• [Exercise brief]
Repeat the lines below exactly as they appear, but leave out the images.

Start

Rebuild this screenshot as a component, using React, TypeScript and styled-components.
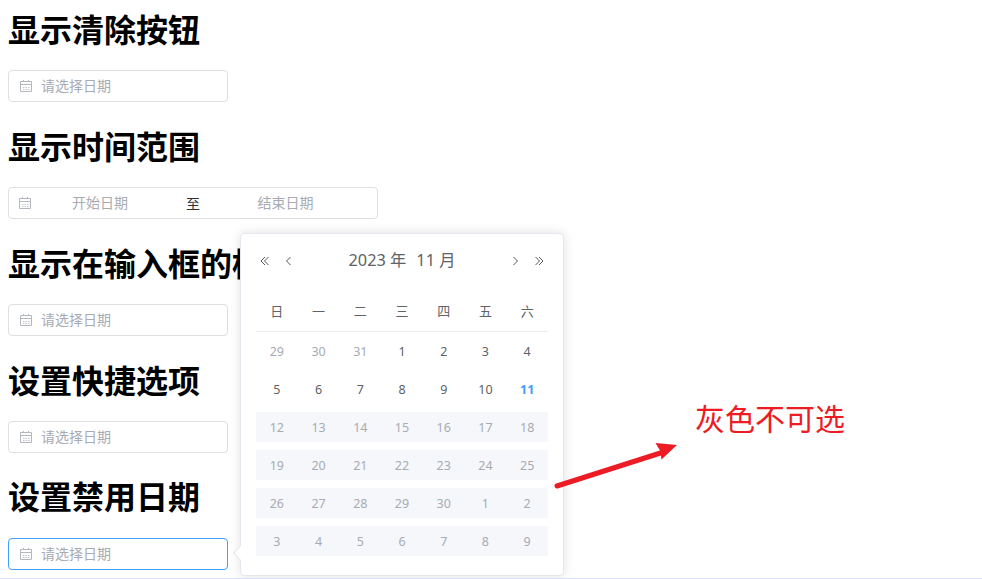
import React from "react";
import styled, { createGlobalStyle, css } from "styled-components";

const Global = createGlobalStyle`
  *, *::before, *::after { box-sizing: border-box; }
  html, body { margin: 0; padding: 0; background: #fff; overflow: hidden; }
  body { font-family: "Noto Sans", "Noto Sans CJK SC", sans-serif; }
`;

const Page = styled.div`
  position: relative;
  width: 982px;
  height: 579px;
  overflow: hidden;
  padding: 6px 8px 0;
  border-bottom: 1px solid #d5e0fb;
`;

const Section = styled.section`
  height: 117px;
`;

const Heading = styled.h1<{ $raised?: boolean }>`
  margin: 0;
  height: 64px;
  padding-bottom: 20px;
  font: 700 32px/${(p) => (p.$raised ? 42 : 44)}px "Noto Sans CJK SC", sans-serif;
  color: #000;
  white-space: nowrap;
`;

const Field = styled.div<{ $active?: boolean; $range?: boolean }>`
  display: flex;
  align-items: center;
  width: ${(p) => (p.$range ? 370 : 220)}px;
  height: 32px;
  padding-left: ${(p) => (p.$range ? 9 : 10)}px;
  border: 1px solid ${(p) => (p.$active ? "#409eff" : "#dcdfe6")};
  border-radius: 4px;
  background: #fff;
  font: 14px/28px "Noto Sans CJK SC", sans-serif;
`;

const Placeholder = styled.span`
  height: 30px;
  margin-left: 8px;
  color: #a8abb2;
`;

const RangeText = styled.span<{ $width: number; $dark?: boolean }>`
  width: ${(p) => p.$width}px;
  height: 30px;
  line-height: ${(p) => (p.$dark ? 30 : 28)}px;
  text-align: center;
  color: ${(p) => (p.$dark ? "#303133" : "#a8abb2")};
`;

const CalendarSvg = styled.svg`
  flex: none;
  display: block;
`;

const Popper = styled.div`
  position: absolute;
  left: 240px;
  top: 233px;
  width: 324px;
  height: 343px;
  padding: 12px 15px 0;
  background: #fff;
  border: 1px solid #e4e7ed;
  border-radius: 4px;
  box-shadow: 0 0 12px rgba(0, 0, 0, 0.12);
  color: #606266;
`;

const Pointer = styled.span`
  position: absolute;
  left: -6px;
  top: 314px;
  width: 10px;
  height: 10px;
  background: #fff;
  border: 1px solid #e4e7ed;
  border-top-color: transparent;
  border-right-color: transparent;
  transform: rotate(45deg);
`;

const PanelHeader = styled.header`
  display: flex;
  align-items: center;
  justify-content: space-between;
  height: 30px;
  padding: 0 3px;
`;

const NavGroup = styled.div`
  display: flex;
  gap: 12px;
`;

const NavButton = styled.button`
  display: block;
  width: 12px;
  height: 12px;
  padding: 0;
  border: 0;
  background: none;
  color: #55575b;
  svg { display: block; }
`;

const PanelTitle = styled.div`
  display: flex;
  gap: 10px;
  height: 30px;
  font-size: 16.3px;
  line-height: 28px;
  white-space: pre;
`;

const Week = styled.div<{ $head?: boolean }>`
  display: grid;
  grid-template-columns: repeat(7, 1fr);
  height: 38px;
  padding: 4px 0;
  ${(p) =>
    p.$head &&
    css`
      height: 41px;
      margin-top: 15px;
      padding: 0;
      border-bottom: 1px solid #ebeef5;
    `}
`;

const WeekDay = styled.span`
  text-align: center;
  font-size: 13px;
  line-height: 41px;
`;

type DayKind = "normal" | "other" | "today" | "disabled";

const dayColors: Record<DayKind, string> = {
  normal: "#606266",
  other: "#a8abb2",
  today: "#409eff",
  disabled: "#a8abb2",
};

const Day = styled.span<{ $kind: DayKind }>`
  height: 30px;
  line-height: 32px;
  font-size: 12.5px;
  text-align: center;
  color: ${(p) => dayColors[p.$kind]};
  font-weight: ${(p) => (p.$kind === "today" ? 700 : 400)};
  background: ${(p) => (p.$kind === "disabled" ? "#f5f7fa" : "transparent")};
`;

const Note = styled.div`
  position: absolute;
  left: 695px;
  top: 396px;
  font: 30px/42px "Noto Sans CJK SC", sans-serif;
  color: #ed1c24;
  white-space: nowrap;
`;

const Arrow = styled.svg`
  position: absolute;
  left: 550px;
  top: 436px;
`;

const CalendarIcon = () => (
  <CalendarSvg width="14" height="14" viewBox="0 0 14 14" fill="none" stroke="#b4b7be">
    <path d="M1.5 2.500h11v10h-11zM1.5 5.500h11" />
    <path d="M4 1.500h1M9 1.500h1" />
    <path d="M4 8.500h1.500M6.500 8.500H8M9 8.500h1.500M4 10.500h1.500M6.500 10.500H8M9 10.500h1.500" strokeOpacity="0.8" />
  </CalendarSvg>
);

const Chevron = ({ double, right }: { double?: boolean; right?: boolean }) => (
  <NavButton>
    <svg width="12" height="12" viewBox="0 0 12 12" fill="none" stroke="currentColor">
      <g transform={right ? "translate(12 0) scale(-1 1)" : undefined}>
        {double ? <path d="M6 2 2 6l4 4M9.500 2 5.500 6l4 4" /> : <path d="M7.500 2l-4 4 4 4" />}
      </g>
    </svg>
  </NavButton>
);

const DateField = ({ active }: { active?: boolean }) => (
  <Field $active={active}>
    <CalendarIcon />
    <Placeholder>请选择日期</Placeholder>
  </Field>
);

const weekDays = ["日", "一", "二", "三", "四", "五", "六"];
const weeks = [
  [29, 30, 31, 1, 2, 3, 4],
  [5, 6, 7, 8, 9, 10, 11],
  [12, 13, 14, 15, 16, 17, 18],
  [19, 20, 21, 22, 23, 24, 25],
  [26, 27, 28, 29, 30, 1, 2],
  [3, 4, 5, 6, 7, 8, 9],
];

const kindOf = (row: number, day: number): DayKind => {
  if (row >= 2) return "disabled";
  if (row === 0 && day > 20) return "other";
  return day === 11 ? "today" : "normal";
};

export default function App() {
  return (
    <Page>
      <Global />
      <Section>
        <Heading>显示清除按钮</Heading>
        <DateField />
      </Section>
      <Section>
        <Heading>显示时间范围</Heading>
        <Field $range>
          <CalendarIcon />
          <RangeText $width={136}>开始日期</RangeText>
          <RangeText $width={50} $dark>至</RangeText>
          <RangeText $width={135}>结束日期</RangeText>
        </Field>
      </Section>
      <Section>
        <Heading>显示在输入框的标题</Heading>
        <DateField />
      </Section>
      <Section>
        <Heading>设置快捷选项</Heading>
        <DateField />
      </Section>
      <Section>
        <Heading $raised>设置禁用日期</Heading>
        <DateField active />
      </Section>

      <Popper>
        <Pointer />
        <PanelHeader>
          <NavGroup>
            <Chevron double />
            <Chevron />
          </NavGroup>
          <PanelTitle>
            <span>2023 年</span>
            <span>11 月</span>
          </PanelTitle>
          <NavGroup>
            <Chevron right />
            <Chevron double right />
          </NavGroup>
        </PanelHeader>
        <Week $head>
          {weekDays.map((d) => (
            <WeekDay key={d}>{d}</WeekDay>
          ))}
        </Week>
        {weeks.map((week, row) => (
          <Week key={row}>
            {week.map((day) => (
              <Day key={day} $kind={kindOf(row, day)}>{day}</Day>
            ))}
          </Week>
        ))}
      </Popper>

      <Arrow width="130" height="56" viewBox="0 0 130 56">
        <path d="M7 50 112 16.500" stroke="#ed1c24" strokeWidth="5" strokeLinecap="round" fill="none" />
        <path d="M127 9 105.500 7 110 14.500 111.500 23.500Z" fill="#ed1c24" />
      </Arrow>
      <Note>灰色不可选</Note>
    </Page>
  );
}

End

• [Answer in full]
Rebuild this screenshot as a component, using React, TypeScript and styled-components.
import React from "react";
import styled, { createGlobalStyle, css } from "styled-components";

const Global = createGlobalStyle`
  *, *::before, *::after { box-sizing: border-box; }
  html, body { margin: 0; padding: 0; background: #fff; overflow: hidden; }
  body { font-family: "Noto Sans", "Noto Sans CJK SC", sans-serif; }
`;

const Page = styled.div`
  position: relative;
  width: 982px;
  height: 579px;
  overflow: hidden;
  padding: 6px 8px 0;
  border-bottom: 1px solid #d5e0fb;
`;

const Section = styled.section`
  height: 117px;
`;

const Heading = styled.h1<{ $raised?: boolean }>`
  margin: 0;
  height: 64px;
  padding-bottom: 20px;
  font: 700 32px/${(p) => (p.$raised ? 42 : 44)}px "Noto Sans CJK SC", sans-serif;
  color: #000;
  white-space: nowrap;
`;

const Field = styled.div<{ $active?: boolean; $range?: boolean }>`
  display: flex;
  align-items: center;
  width: ${(p) => (p.$range ? 370 : 220)}px;
  height: 32px;
  padding-left: ${(p) => (p.$range ? 9 : 10)}px;
  border: 1px solid ${(p) => (p.$active ? "#409eff" : "#dcdfe6")};
  border-radius: 4px;
  background: #fff;
  font: 14px/28px "Noto Sans CJK SC", sans-serif;
`;

const Placeholder = styled.span`
  height: 30px;
  margin-left: 8px;
  color: #a8abb2;
`;

const RangeText = styled.span<{ $width: number; $dark?: boolean }>`
  width: ${(p) => p.$width}px;
  height: 30px;
  line-height: ${(p) => (p.$dark ? 30 : 28)}px;
  text-align: center;
  color: ${(p) => (p.$dark ? "#303133" : "#a8abb2")};
`;

const CalendarSvg = styled.svg`
  flex: none;
  display: block;
`;

const Popper = styled.div`
  position: absolute;
  left: 240px;
  top: 233px;
  width: 324px;
  height: 343px;
  padding: 12px 15px 0;
  background: #fff;
  border: 1px solid #e4e7ed;
  border-radius: 4px;
  box-shadow: 0 0 12px rgba(0, 0, 0, 0.12);
  color: #606266;
`;

const Pointer = styled.span`
  position: absolute;
  left: -6px;
  top: 314px;
  width: 10px;
  height: 10px;
  background: #fff;
  border: 1px solid #e4e7ed;
  border-top-color: transparent;
  border-right-color: transparent;
  transform: rotate(45deg);
`;

const PanelHeader = styled.header`
  display: flex;
  align-items: center;
  justify-content: space-between;
  height: 30px;
  padding: 0 3px;
`;

const NavGroup = styled.div`
  display: flex;
  gap: 12px;
`;

const NavButton = styled.button`
  display: block;
  width: 12px;
  height: 12px;
  padding: 0;
  border: 0;
  background: none;
  color: #55575b;
  svg { display: block; }
`;

const PanelTitle = styled.div`
  display: flex;
  gap: 10px;
  height: 30px;
  font-size: 16.3px;
  line-height: 28px;
  white-space: pre;
`;

const Week = styled.div<{ $head?: boolean }>`
  display: grid;
  grid-template-columns: repeat(7, 1fr);
  height: 38px;
  padding: 4px 0;
  ${(p) =>
    p.$head &&
    css`
      height: 41px;
      margin-top: 15px;
      padding: 0;
      border-bottom: 1px solid #ebeef5;
    `}
`;

const WeekDay = styled.span`
  text-align: center;
  font-size: 13px;
  line-height: 41px;
`;

type DayKind = "normal" | "other" | "today" | "disabled";

const dayColors: Record<DayKind, string> = {
  normal: "#606266",
  other: "#a8abb2",
  today: "#409eff",
  disabled: "#a8abb2",
};

const Day = styled.span<{ $kind: DayKind }>`
  height: 30px;
  line-height: 32px;
  font-size: 12.5px;
  text-align: center;
  color: ${(p) => dayColors[p.$kind]};
  font-weight: ${(p) => (p.$kind === "today" ? 700 : 400)};
  background: ${(p) => (p.$kind === "disabled" ? "#f5f7fa" : "transparent")};
`;

const Note = styled.div`
  position: absolute;
  left: 695px;
  top: 396px;
  font: 30px/42px "Noto Sans CJK SC", sans-serif;
  color: #ed1c24;
  white-space: nowrap;
`;

const Arrow = styled.svg`
  position: absolute;
  left: 550px;
  top: 436px;
`;

const CalendarIcon = () => (
  <CalendarSvg width="14" height="14" viewBox="0 0 14 14" fill="none" stroke="#b4b7be">
    <path d="M1.5 2.500h11v10h-11zM1.5 5.500h11" />
    <path d="M4 1.500h1M9 1.500h1" />
    <path d="M4 8.500h1.500M6.500 8.500H8M9 8.500h1.500M4 10.500h1.500M6.500 10.500H8M9 10.500h1.500" strokeOpacity="0.8" />
  </CalendarSvg>
);

const Chevron = ({ double, right }: { double?: boolean; right?: boolean }) => (
  <NavButton>
    <svg width="12" height="12" viewBox="0 0 12 12" fill="none" stroke="currentColor">
      <g transform={right ? "translate(12 0) scale(-1 1)" : undefined}>
        {double ? <path d="M6 2 2 6l4 4M9.500 2 5.500 6l4 4" /> : <path d="M7.500 2l-4 4 4 4" />}
      </g>
    </svg>
  </NavButton>
);

const DateField = ({ active }: { active?: boolean }) => (
  <Field $active={active}>
    <CalendarIcon />
    <Placeholder>请选择日期</Placeholder>
  </Field>
);

const weekDays = ["日", "一", "二", "三", "四", "五", "六"];
const weeks = [
  [29, 30, 31, 1, 2, 3, 4],
  [5, 6, 7, 8, 9, 10, 11],
  [12, 13, 14, 15, 16, 17, 18],
  [19, 20, 21, 22, 23, 24, 25],
  [26, 27, 28, 29, 30, 1, 2],
  [3, 4, 5, 6, 7, 8, 9],
];

const kindOf = (row: number, day: number): DayKind => {
  if (row >= 2) return "disabled";
  if (row === 0 && day > 20) return "other";
  return day === 11 ? "today" : "normal";
};

export default function App() {
  return (
    <Page>
      <Global />
      <Section>
        <Heading>显示清除按钮</Heading>
        <DateField />
      </Section>
      <Section>
        <Heading>显示时间范围</Heading>
        <Field $range>
          <CalendarIcon />
          <RangeText $width={136}>开始日期</RangeText>
          <RangeText $width={50} $dark>至</RangeText>
          <RangeText $width={135}>结束日期</RangeText>
        </Field>
      </Section>
      <Section>
        <Heading>显示在输入框的标题</Heading>
        <DateField />
      </Section>
      <Section>
        <Heading>设置快捷选项</Heading>
        <DateField />
      </Section>
      <Section>
        <Heading $raised>设置禁用日期</Heading>
        <DateField active />
      </Section>

      <Popper>
        <Pointer />
        <PanelHeader>
          <NavGroup>
            <Chevron double />
            <Chevron />
          </NavGroup>
          <PanelTitle>
            <span>2023 年</span>
            <span>11 月</span>
          </PanelTitle>
          <NavGroup>
            <Chevron right />
            <Chevron double right />
          </NavGroup>
        </PanelHeader>
        <Week $head>
          {weekDays.map((d) => (
            <WeekDay key={d}>{d}</WeekDay>
          ))}
        </Week>
        {weeks.map((week, row) => (
          <Week key={row}>
            {week.map((day) => (
              <Day key={day} $kind={kindOf(row, day)}>{day}</Day>
            ))}
          </Week>
        ))}
      </Popper>

      <Arrow width="130" height="56" viewBox="0 0 130 56">
        <path d="M7 50 112 16.500" stroke="#ed1c24" strokeWidth="5" strokeLinecap="round" fill="none" />
        <path d="M127 9 105.500 7 110 14.500 111.500 23.500Z" fill="#ed1c24" />
      </Arrow>
      <Note>灰色不可选</Note>
    </Page>
  );
}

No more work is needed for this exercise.